News24

Egypt set for post-Mubarak vote

2011-11-28 07:39

Cairo - Egyptian voters begin casting their ballots on Monday in the first parliamentary elections since a popular uprising toppled Hosni Mubarak in February.

Egypt's 27 provinces will initially go to the polls in three separate rounds to elect a lower house of parliament in a long process that has been criticised for its complexity. A run-off vote is scheduled one week after each round.

On Monday and Tuesday, ballots will be cast in the main cities of Cairo and Alexandria, as well as Fayyum, Luxor, Port Said, Damietta, Kafr el-Sheikh and the Red Sea province. A run-off is scheduled for December 05.

The second stage will see voters come out on December 14 in Giza, Beni Sueif, Menufia, Sharqiya, Beheira, Suez, Ismailiya, Sohag and Aswan, with a run-off scheduled for December 21.

The third and final round will take place on January 03 in Minya, Qaliubiya, Gharbia, Daqahliya, North Sinai, South Sinai, New Valley, Matruh and Qena.

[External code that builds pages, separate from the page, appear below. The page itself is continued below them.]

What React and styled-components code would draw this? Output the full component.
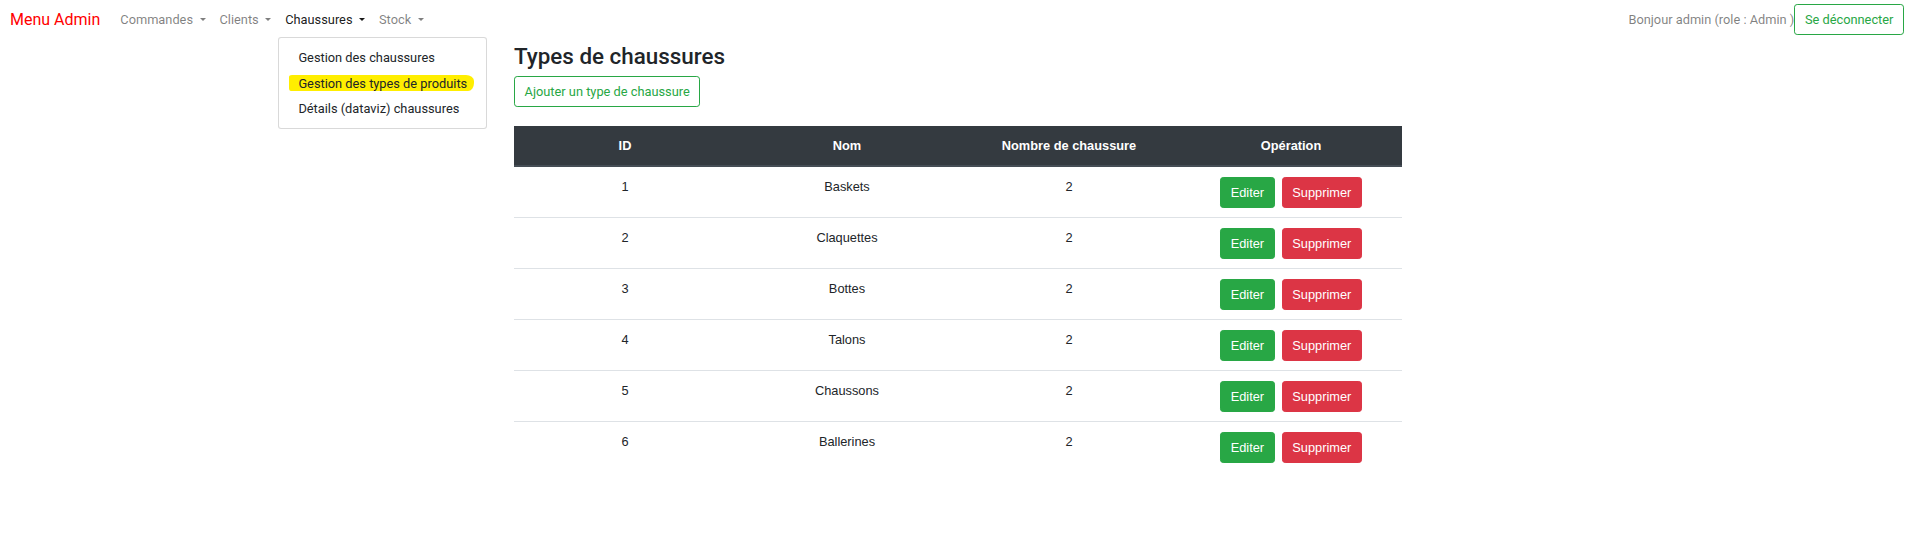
import React from "react";
import styled, { createGlobalStyle } from 'styled-components';

const GlobalStyle = createGlobalStyle`
    body {
        margin: 0;
        background: #fff;
        font-family: Roboto, "Liberation Sans", sans-serif;
        font-size: 12.8px;
        line-height: 1.5;
        color: #212529;
    }
`

const Navbar = styled.nav`
    display: flex;
    align-items: center;
    height: 39px;
    padding: 0 12px 0 10px;
`

const Brand = styled.a`
    font-size: 16px;
    line-height: 1.5;
    color: #ff0000;
    margin-right: 13px;
    white-space: nowrap;
`

const NavList = styled.ul`
    display: flex;
    list-style: none;
    margin: 0;
    padding: 0;
`

const NavItem = styled.li`
    position: relative;
`

const NavLink = styled.a`
    display: block;
    padding: 6.4px 7px;
    line-height: 19.2px;
    color: ${props => props.$active ? 'rgba(0, 0, 0, 0.9)' : 'rgba(0, 0, 0, 0.5)'};
    white-space: nowrap;

    &::after {
        content: "";
        display: inline-block;
        margin-left: 6.5px;
        vertical-align: 3.3px;
        border-top: 3.4px solid;
        border-right: 3.4px solid transparent;
        border-left: 3.4px solid transparent;
    }
`

const DropdownMenu = styled.div`
    position: absolute;
    top: calc(100% + 2px);
    left: 0;
    width: 209px;
    box-sizing: border-box;
    padding: 6.4px 0;
    background: #fff;
    border: 1px solid rgba(0, 0, 0, 0.15);
    border-radius: 3.2px;
    z-index: 10;
`

const DropdownItem = styled.a`
    display: block;
    padding: 3.2px 19.2px;
    line-height: 19.2px;
    color: #212529;
    white-space: nowrap;
`

const Marker = styled.span`
    margin-left: -9px;
    padding: 1px 7px 0 9px;
    background: #ffee00;
    border-radius: 3px 8px 6px 2px / 2px 6px 8px 3px;
`

const UserBox = styled.div`
    margin-left: auto;
    display: flex;
    align-items: center;
`

const Greeting = styled.span`
    color: rgba(0, 0, 0, 0.5);
    white-space: nowrap;
`

const OutlineButton = styled.button`
    font-family: Roboto, "Liberation Sans", sans-serif;
    font-size: 12.8px;
    line-height: 19.2px;
    padding: 4.8px 9.6px;
    color: #28a745;
    background: transparent;
    border: 1px solid #28a745;
    border-radius: 3.2px;
    white-space: nowrap;
    cursor: pointer;
`

const Container = styled.main`
    max-width: 888px;
    margin: 0 auto;
    padding: 4px 12px 0;
`

const Title = styled.h3`
    margin: 0 0 6.4px;
    font-size: 22.4px;
    font-weight: 500;
    line-height: 1.2;
`

const Table = styled.table`
    width: 100%;
    margin-top: 19px;
    border-collapse: collapse;
    table-layout: fixed;
    font-family: "Liberation Sans", Arial, sans-serif;
    font-size: 12.8px;
    color: #212529;
`

const HeadCell = styled.th`
    padding: 10.1px 9.6px;
    line-height: 19.2px;
    background: #343a40;
    color: #fff;
    font-weight: 700;
    text-align: center;
    border-bottom: 2px solid #454d55;
`

const Cell = styled.td`
    padding: 9.6px;
    line-height: 19.2px;
    text-align: center;
    vertical-align: top;
    border-top: 1px solid #dee2e6;
`

const Actions = styled.div`
    display: flex;
    justify-content: center;
    gap: 7px;
`

const ActionButton = styled.button`
    font-family: "Liberation Sans", Arial, sans-serif;
    font-size: 12.8px;
    line-height: 19.2px;
    padding: 4.8px 9.6px;
    color: #fff;
    background: ${props => props.$danger ? '#dc3545' : '#28a745'};
    border: 1px solid ${props => props.$danger ? '#dc3545' : '#28a745'};
    border-radius: 3.2px;
    cursor: pointer;
`

const types = [
    { id: 1, nom: "Baskets", nombre: 2 },
    { id: 2, nom: "Claquettes", nombre: 2 },
    { id: 3, nom: "Bottes", nombre: 2 },
    { id: 4, nom: "Talons", nombre: 2 },
    { id: 5, nom: "Chaussons", nombre: 2 },
    { id: 6, nom: "Ballerines", nombre: 2 },
];

const App = () => {
    return (
        <>
            <GlobalStyle />
            <Navbar>
                <Brand>Menu Admin</Brand>
                <NavList>
                    <NavItem><NavLink>Commandes</NavLink></NavItem>
                    <NavItem><NavLink>Clients</NavLink></NavItem>
                    <NavItem>
                        <NavLink $active>Chaussures</NavLink>
                        <DropdownMenu>
                            <DropdownItem>Gestion des chaussures</DropdownItem>
                            <DropdownItem><Marker>Gestion des types de produits</Marker></DropdownItem>
                            <DropdownItem>Détails (dataviz) chaussures</DropdownItem>
                        </DropdownMenu>
                    </NavItem>
                    <NavItem><NavLink>Stock</NavLink></NavItem>
                </NavList>
                <UserBox>
                    <Greeting>Bonjour admin (role : Admin )</Greeting>
                    <OutlineButton>Se déconnecter</OutlineButton>
                </UserBox>
            </Navbar>
            <Container>
                <Title>Types de chaussures</Title>
                <OutlineButton>Ajouter un type de chaussure</OutlineButton>
                <Table>
                    <thead>
                        <tr>
                            <HeadCell>ID</HeadCell>
                            <HeadCell>Nom</HeadCell>
                            <HeadCell>Nombre de chaussure</HeadCell>
                            <HeadCell>Opération</HeadCell>
                        </tr>
                    </thead>
                    <tbody>
                        {types.map(type => (
                            <tr key={type.id}>
                                <Cell>{type.id}</Cell>
                                <Cell>{type.nom}</Cell>
                                <Cell>{type.nombre}</Cell>
                                <Cell>
                                    <Actions>
                                        <ActionButton>Editer</ActionButton>
                                        <ActionButton $danger>Supprimer</ActionButton>
                                    </Actions>
                                </Cell>
                            </tr>
                        ))}
                    </tbody>
                </Table>
            </Container>
        </>
    )
}

export default App;
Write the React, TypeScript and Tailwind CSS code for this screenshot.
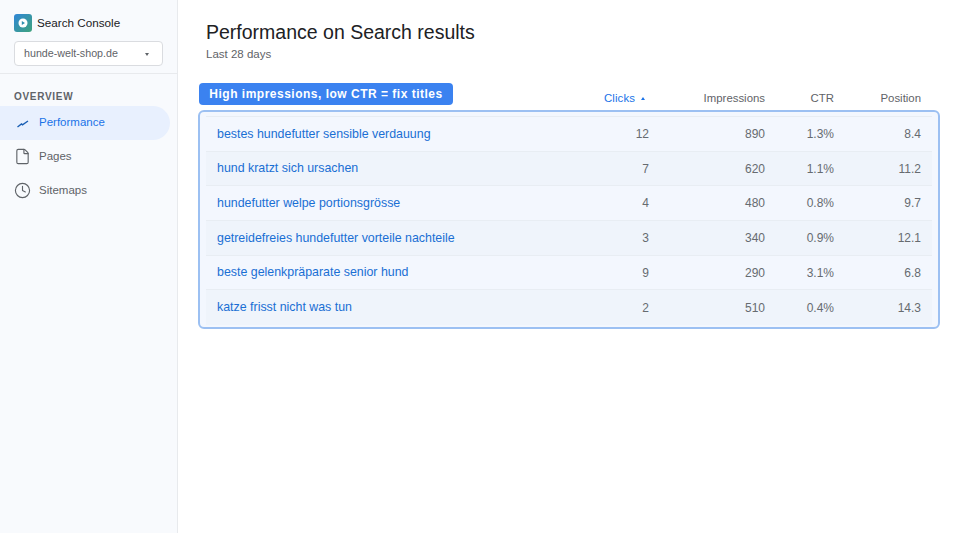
import { File, Clock } from "lucide-react";

const rows = [
  ["bestes hundefutter sensible verdauung", "12", "890", "1.3%", "8.4"],
  ["hund kratzt sich ursachen", "7", "620", "1.1%", "11.2"],
  ["hundefutter welpe portionsgrösse", "4", "480", "0.8%", "9.7"],
  ["getreidefreies hundefutter vorteile nachteile", "3", "340", "0.9%", "12.1"],
  ["beste gelenkpräparate senior hund", "9", "290", "3.1%", "6.8"],
  ["katze frisst nicht was tun", "2", "510", "0.4%", "14.3"],
];

function Logo() {
  return (
    <svg width="18" height="18" viewBox="0 0 18 18" className="shrink-0">
      <defs>
        <linearGradient id="lg" x1="0" y1="0" x2="1" y2="1">
          <stop offset="0" stopColor="#2f86d8" />
          <stop offset="1" stopColor="#3fa37c" />
        </linearGradient>
      </defs>
      <rect width="18" height="18" rx="3" fill="url(#lg)" />
      <circle cx="9" cy="9" r="4.5" fill="#fff" />
      <path d="M7.8 7 L11 9 L7.8 11 Z" fill="#2f8fb0" />
    </svg>
  );
}

export default function App() {
  return (
    <div className="flex h-[533px] w-[960px] overflow-hidden bg-white font-['Liberation_Sans',Arial,sans-serif]">
      <aside className="w-[178px] shrink-0 border-r border-[#e8eaed] bg-[#f8fafd]">
        <div className="border-b border-[#e8eaed] px-[14px] pt-[14px] pb-[7px]">
          <div className="flex h-[18px] items-center gap-[5px]">
            <Logo />
            <span className="text-[11.7px] text-[#202124]">Search Console</span>
          </div>
          <div className="mt-[9px] flex h-[25px] items-center justify-between rounded-[4px] border border-[#dadce0] bg-white pr-[13px] pl-[9px]">
            <span className="text-[10.7px] text-[#5f6368]">hunde-welt-shop.de</span>
            <span className="mt-[1px] border-x-[2.5px] border-t-[3px] border-x-transparent border-t-[#5f6368]" />
          </div>
        </div>
        <div className="pt-[17px] pl-[14px] text-[10px] leading-[12px] font-bold tracking-[0.7px] text-[#5f6368]">OVERVIEW</div>
        <nav className="mt-[3px] flex flex-col">
          <div className="flex h-[34px] w-[170px] items-center gap-[9px] rounded-r-[17px] bg-[#e8f0fe] pl-[16px]">
            <svg width="14" height="14" viewBox="0 0 14 14" className="shrink-0" fill="none">
              <path d="M1.5 11 L5.5 8 L6.5 8.8 L12 5" stroke="#1a5fb4" strokeWidth="1.4" />
            </svg>
            <span className="text-[11.5px] text-[#1a73e8]">Performance</span>
          </div>
          <div className="flex h-[33.5px] items-center gap-[8px] pl-[14px]">
            <File size={17} strokeWidth={1.6} className="shrink-0 text-[#5f6368]" />
            <span className="text-[11.5px] text-[#5f6368]">Pages</span>
          </div>
          <div className="flex h-[33.5px] items-center gap-[8px] pl-[14px]">
            <Clock size={17} strokeWidth={1.6} className="shrink-0 text-[#5f6368]" />
            <span className="text-[11.5px] text-[#5f6368]">Sitemaps</span>
          </div>
        </nav>
      </aside>
      <main className="min-w-0 flex-1 pt-[20px] pl-[20px]">
        <h1 className="pl-[8px] text-[19.5px] leading-[24px] font-normal text-[#202124]">Performance on Search results</h1>
        <p className="mt-[3px] pl-[8px] text-[11.5px] leading-[14px] text-[#5f6368]">Last 28 days</p>
        <div className="relative mt-[22px] flex h-[27px] w-[742px] items-start">
          <div className="ml-[1px] flex h-[22px] w-[254px] items-center justify-center rounded-[4px] bg-[#3b82f0] text-[12px] font-bold tracking-[0.5px] text-white">
            High impressions, low CTR = fix titles
          </div>
          <div className="absolute top-[7px] left-[8px] grid w-[726px] grid-cols-[1fr_116px_69px_87px] pr-[11px] text-[11.4px] leading-[16px] text-[#5f6368]">
            <div className="flex items-center justify-end gap-[6px] text-[#1a73e8]">
              <span className="tracking-[0.1px]">Clicks</span>
              <span className="mr-[4px] border-x-[2.5px] border-b-[3px] border-x-transparent border-b-[#1a73e8]" />
            </div>
            <div className="text-right">Impressions</div>
            <div className="text-right">CTR</div>
            <div className="text-right">Position</div>
          </div>
        </div>
        <div className="h-[219px] w-[742px] rounded-[6px] border-2 border-[#9cc0f2] bg-[#f3f7fe] pt-[4px] pl-[6px]">
          <div className="w-[726px] border-t border-[#e8edf3]">
            {rows.map((r, i) => (
              <div
                key={r[0]}
                className={`grid h-[34.7px] grid-cols-[1fr_60px_116px_69px_87px] items-center border-b border-[#e8edf3] px-[11px] text-[12px] text-[#666b70] ${i % 2 ? "bg-[#eff4fb]" : ""} ${i === 5 ? "border-b-0" : ""}`}
              >
                <span className="text-[12.4px] whitespace-nowrap text-[#1a6fd4]">{r[0]}</span>
                <span className="text-right">{r[1]}</span>
                <span className="text-right">{r[2]}</span>
                <span className="text-right">{r[3]}</span>
                <span className="text-right">{r[4]}</span>
              </div>
            ))}
          </div>
        </div>
      </main>
    </div>
  );
}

The last run-off will be held on January 10.

Voters will be asked to elect 498 members of the People's Assembly - the lower house of parliament - while 10 members will be appointed by the country's interim military leader, Field Marshal Hussein Tantawi.

The ballot sheet will ask each voter to pass three votes: two for individual candidates split into professional and farmer/worker categories and one for a political grouping.

The final results of the parliamentary elections are expected on January 13.

Constitution

Voters will be called to the ballot boxes again on January 29 for the elections of the Shura Council, the upper house of parliament, which has a mainly consultative role.

The parliament will then be tasked with drawing up a constitution before presidential elections which are to be held before the end of June 2012 under the new timetable announced by the military leaders last week.

The powerful Muslim Brotherhood, banned under Mubarak, will field candidates through its Freedom and Justice Party and is expected to become the biggest parliamentary group but without an outright majority.

The moderate Islamist movement, intermittently banned since its foundation as a charitable group in 1928, is the most organised political party in the country.

The "Al Thawra Mustamirra" (The Revolution Continues) coalition, founded in October after the January 25 uprising, brings together a group of leftist parties.

The "Kotla Masreya" (Egyptian Bloc) represents the largest liberal coalition, grouping around 15 parties including the Free Egyptians Party founded by Coptic telecoms tycoon Naguib Sawiris.

Earlier this month, a high court ruling allowed members of Mubarak's now-dissolved National Democratic Party to run for public office, overturning a lower court decision.

It is unclear how long the parliamentary term will be, which is to be decided by the new constitution.

Comments
  • Jaba - 2011-11-28 08:18

    A few statistics. The Egyptian economy has lost about $40 billion in output since January. Its foreign currency reserves have sky dived. The Egyptian pound has drastically declined to the weakest level since December 2004. Egypt is paying record borrowing costs and missed its Treasury-bill fund-raising target. The stock market has lost 47%. Moody’s has lowered Egypt’s rating three times this year. The quarterly unemployment rate is 35.3 per cent higher than the same quarter last year. To summarize the situation: this country of 80 million is on the verge of economic collapse. But what the heck, a revolution is a really great reality show, it does help to sell newspapers in western countries, and revolutionaries can live on hot air. It is only the children and the old who have empty stomachs. Heavens help Egypt if it does not wake up to the mischief of Baradei, Ikhwan & co. The Arab spring has turned into an Arab winter.